> **STATED PROBLEM**: Every line below that contains "with" is to be copied.

>> START INPUT MATERIAL

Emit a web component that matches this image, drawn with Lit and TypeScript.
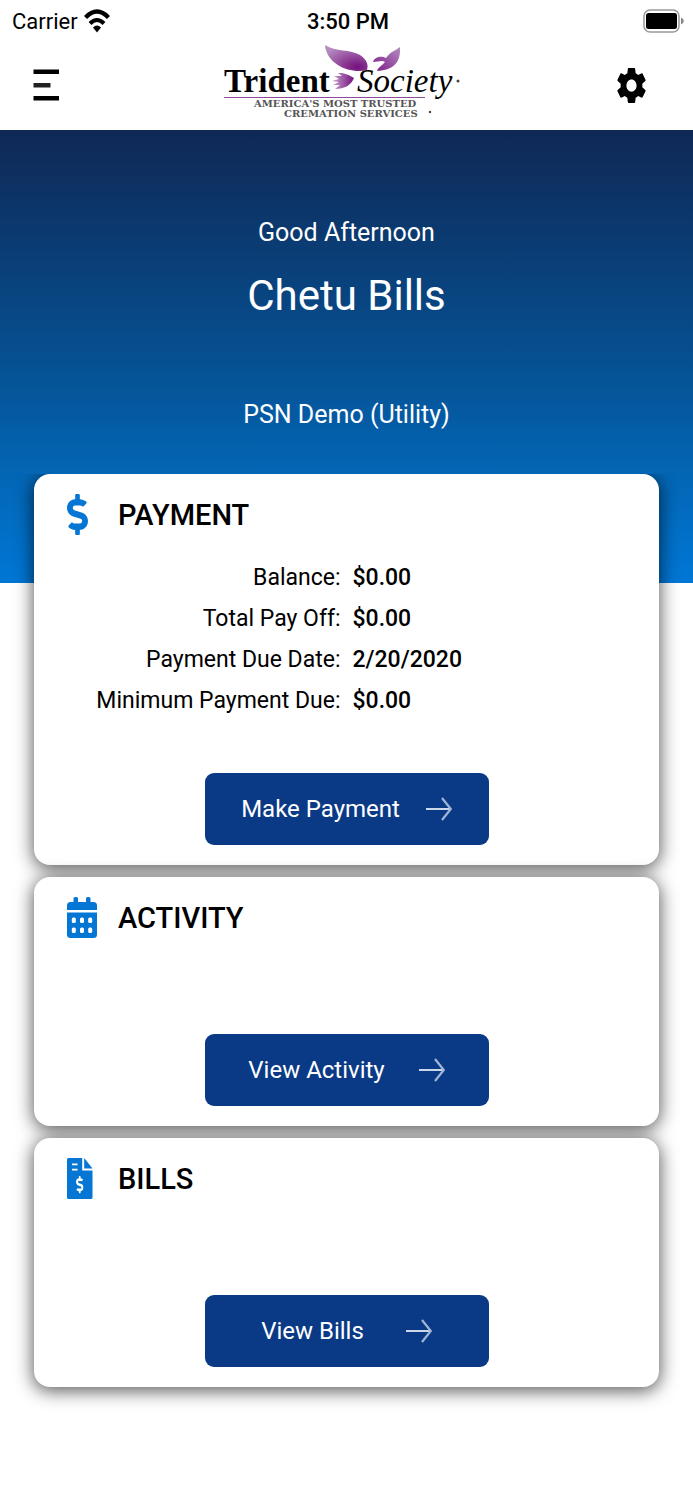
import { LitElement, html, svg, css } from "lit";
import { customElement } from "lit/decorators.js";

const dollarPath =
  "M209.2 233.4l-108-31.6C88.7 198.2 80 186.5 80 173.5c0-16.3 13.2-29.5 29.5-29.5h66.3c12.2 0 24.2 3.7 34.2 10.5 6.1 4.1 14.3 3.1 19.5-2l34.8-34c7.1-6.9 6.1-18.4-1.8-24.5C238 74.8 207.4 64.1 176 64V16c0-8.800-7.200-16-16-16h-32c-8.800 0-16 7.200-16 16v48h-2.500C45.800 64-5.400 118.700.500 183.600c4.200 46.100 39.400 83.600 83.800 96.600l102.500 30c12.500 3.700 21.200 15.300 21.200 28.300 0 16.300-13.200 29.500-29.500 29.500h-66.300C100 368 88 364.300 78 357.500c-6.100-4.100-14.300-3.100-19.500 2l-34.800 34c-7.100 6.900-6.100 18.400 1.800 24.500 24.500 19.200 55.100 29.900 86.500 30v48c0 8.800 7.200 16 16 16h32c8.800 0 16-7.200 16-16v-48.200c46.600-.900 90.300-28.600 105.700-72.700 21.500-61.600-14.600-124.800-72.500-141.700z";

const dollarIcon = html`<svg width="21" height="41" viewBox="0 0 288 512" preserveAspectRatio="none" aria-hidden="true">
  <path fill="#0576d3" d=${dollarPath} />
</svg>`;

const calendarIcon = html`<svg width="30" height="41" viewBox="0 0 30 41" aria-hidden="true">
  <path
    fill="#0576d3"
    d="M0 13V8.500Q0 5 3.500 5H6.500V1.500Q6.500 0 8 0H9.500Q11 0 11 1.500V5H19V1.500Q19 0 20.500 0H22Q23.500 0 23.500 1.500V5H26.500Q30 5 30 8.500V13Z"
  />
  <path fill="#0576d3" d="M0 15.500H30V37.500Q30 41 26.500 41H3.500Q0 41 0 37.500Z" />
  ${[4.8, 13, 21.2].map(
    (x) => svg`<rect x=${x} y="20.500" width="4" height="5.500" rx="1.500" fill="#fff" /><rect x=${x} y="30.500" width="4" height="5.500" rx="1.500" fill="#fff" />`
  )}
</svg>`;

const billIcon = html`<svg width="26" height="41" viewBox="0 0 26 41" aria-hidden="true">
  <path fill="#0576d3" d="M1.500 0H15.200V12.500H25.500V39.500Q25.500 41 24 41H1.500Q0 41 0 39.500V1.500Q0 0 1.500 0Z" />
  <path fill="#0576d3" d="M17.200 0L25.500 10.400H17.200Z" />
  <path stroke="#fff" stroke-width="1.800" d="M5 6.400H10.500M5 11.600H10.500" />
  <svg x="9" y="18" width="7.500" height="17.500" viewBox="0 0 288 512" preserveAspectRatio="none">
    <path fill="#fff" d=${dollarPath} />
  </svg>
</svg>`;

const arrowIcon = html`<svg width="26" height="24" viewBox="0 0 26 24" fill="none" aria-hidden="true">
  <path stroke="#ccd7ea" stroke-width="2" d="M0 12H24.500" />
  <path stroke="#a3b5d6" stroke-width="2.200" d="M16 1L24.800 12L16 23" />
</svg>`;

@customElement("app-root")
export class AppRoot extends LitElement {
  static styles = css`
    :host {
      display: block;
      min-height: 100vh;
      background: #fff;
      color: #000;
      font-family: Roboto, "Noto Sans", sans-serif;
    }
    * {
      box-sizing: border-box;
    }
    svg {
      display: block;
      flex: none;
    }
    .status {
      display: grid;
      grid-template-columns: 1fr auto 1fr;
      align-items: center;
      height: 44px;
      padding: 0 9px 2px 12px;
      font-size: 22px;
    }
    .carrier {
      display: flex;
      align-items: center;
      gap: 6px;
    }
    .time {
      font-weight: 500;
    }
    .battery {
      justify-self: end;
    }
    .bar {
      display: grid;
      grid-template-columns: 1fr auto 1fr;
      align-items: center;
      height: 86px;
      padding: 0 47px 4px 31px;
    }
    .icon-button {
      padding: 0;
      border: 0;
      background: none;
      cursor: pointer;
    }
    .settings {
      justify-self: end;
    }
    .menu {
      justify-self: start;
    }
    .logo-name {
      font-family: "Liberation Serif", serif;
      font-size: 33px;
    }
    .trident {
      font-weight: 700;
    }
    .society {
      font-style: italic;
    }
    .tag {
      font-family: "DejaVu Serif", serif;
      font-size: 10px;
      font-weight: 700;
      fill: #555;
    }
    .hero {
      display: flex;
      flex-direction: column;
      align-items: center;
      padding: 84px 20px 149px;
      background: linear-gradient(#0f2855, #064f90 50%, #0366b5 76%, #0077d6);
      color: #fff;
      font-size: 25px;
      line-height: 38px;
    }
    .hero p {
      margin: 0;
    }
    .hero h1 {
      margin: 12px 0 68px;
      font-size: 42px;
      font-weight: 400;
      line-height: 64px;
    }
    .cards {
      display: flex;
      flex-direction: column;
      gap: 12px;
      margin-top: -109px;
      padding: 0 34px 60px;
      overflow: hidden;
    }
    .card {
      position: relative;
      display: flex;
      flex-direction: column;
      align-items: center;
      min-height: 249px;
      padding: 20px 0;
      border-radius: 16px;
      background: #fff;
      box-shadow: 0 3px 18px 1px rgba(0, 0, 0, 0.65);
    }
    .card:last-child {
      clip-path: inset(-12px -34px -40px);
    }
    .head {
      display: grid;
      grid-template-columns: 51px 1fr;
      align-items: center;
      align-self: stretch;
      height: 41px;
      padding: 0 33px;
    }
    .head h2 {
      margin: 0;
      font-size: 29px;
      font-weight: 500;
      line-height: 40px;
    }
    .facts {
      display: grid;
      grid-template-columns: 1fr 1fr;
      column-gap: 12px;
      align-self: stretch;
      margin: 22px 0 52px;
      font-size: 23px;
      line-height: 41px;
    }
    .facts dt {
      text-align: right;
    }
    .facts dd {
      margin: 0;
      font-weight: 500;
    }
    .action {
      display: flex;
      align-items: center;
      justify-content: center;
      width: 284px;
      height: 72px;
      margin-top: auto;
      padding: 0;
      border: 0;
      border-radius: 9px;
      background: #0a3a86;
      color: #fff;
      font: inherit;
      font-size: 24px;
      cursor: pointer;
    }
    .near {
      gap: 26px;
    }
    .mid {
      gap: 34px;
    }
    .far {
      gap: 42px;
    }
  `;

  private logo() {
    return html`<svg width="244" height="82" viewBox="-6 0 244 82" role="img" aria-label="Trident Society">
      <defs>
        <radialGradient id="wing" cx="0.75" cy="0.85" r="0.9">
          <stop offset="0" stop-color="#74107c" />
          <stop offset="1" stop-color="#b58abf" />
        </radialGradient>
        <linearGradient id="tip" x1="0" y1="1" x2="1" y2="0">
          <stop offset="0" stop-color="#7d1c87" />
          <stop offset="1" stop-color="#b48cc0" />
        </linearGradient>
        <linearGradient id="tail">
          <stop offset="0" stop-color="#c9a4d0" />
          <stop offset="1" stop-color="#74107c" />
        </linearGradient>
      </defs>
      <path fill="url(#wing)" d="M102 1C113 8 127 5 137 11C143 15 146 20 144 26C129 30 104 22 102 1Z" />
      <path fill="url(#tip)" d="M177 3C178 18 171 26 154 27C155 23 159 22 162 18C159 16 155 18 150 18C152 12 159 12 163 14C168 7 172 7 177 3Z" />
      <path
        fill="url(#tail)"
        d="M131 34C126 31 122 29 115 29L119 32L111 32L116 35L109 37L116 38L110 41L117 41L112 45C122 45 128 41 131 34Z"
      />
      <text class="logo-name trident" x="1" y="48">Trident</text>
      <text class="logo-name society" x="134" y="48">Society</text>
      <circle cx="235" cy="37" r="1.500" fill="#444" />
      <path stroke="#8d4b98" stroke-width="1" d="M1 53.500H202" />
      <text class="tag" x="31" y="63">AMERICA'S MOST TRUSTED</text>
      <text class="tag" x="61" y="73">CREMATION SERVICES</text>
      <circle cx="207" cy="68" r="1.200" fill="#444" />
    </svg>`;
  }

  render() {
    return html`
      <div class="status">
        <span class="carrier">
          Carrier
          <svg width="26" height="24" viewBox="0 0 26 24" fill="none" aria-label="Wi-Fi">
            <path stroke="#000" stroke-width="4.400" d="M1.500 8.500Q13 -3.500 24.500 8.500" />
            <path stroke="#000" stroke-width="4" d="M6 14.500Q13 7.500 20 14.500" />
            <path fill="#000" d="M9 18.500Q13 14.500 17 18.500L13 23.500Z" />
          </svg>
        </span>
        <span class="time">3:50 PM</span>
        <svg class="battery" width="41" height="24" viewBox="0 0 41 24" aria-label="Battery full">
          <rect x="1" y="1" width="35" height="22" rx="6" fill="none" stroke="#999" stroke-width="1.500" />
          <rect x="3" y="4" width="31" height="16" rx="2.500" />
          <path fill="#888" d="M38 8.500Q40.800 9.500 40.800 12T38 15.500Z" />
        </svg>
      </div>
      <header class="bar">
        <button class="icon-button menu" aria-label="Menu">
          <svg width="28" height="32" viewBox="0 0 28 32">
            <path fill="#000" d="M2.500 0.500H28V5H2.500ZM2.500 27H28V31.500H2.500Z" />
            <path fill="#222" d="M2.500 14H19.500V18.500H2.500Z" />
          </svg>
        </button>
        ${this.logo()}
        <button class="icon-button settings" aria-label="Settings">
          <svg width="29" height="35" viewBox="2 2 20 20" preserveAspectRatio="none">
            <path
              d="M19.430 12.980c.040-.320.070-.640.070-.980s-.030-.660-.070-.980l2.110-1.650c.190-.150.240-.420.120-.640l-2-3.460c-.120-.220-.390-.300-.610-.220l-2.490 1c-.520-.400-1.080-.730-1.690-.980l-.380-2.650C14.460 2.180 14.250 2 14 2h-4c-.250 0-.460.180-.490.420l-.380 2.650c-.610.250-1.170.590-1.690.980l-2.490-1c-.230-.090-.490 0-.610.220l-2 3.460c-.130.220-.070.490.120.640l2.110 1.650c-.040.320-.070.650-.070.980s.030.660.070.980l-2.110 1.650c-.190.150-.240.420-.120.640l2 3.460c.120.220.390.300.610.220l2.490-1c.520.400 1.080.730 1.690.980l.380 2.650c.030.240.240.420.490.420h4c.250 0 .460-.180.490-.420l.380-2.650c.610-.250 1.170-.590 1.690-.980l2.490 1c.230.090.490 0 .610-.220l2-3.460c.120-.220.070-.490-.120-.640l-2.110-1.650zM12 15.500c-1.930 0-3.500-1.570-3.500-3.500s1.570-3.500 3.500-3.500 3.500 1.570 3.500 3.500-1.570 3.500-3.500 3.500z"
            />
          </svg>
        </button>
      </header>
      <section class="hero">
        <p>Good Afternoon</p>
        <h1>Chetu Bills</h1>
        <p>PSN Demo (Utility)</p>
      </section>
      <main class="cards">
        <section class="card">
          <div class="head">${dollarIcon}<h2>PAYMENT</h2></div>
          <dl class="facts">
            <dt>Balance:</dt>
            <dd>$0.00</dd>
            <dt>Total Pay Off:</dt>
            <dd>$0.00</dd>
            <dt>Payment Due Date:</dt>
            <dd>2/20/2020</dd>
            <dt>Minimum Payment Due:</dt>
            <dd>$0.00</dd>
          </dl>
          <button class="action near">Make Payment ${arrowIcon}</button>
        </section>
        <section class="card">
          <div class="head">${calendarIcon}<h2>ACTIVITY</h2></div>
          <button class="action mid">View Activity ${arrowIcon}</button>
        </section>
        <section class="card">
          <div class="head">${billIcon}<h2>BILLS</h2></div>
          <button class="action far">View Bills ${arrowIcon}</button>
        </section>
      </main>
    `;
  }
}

>> END INPUT MATERIAL
>> START INPUT MATERIAL

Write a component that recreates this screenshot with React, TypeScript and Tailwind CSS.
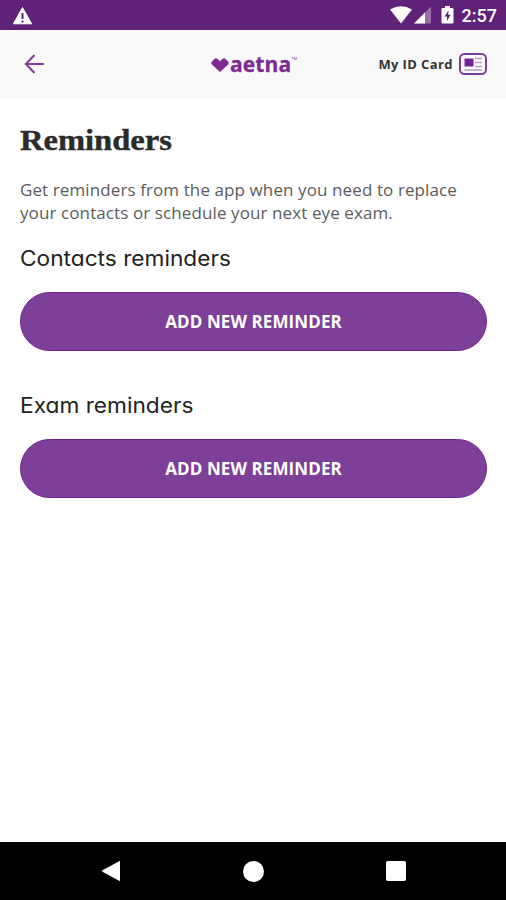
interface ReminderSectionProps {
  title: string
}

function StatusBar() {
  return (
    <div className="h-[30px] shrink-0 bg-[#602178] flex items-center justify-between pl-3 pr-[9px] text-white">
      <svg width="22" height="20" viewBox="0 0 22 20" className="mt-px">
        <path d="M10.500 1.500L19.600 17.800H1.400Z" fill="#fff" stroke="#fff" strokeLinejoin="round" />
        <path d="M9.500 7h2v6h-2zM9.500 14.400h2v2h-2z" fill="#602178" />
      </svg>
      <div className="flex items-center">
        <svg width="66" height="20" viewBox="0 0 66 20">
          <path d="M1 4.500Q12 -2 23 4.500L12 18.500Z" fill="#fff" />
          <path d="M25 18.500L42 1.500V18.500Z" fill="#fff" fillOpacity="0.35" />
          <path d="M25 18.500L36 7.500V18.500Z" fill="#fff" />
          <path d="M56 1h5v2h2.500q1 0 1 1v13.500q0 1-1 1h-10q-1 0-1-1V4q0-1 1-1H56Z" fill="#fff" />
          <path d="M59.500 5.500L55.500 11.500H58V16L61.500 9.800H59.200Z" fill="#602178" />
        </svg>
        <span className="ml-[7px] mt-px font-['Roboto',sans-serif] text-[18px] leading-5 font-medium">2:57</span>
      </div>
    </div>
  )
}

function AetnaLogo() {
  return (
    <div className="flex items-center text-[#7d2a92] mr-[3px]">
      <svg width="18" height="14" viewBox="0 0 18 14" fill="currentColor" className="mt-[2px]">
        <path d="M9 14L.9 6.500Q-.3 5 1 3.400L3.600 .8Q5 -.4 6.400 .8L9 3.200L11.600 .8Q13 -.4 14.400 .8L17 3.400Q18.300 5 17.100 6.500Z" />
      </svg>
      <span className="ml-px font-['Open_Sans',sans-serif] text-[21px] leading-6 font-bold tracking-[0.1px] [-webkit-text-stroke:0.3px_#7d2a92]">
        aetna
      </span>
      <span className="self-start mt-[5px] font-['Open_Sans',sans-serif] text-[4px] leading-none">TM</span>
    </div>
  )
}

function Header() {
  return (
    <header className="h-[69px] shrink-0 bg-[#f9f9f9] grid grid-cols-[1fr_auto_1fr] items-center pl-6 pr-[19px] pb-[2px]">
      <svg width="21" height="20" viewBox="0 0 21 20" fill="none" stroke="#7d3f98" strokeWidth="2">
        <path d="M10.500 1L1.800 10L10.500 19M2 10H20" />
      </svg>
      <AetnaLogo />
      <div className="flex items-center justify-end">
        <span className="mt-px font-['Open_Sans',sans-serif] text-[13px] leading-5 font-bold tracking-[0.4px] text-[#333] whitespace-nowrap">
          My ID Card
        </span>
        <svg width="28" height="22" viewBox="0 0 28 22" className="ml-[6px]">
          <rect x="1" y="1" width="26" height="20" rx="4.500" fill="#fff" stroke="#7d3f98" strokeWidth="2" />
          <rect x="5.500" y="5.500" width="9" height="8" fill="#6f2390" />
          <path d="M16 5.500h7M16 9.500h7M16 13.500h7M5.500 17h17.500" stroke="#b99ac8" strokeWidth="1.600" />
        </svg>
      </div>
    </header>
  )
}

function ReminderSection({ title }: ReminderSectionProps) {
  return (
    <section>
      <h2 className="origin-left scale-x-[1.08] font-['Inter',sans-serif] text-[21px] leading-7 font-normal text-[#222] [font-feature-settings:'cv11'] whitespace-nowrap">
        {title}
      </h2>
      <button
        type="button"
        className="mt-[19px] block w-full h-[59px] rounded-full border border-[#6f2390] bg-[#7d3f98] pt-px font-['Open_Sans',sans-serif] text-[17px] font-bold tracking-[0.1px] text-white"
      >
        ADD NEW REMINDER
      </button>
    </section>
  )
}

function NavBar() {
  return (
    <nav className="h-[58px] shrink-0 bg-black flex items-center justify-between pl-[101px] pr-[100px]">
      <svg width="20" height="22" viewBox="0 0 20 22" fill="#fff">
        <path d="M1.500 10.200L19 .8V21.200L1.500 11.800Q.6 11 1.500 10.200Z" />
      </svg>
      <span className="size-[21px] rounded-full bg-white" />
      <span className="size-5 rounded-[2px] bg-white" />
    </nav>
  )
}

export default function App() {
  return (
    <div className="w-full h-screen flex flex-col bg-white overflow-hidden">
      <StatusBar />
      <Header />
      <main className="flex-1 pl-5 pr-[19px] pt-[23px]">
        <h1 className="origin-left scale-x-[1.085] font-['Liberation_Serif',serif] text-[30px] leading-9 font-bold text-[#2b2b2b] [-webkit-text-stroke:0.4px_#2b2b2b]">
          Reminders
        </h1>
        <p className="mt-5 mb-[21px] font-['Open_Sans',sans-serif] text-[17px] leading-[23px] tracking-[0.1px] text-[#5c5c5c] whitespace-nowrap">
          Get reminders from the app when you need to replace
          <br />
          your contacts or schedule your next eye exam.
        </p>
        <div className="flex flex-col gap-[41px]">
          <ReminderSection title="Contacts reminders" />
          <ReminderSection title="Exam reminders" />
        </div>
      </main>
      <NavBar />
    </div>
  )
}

>> END INPUT MATERIAL

> **ANSWER IN FULL**:
Emit a web component that matches this image, drawn with Lit and TypeScript.
Write a component that recreates this screenshot with React, TypeScript and Tailwind CSS.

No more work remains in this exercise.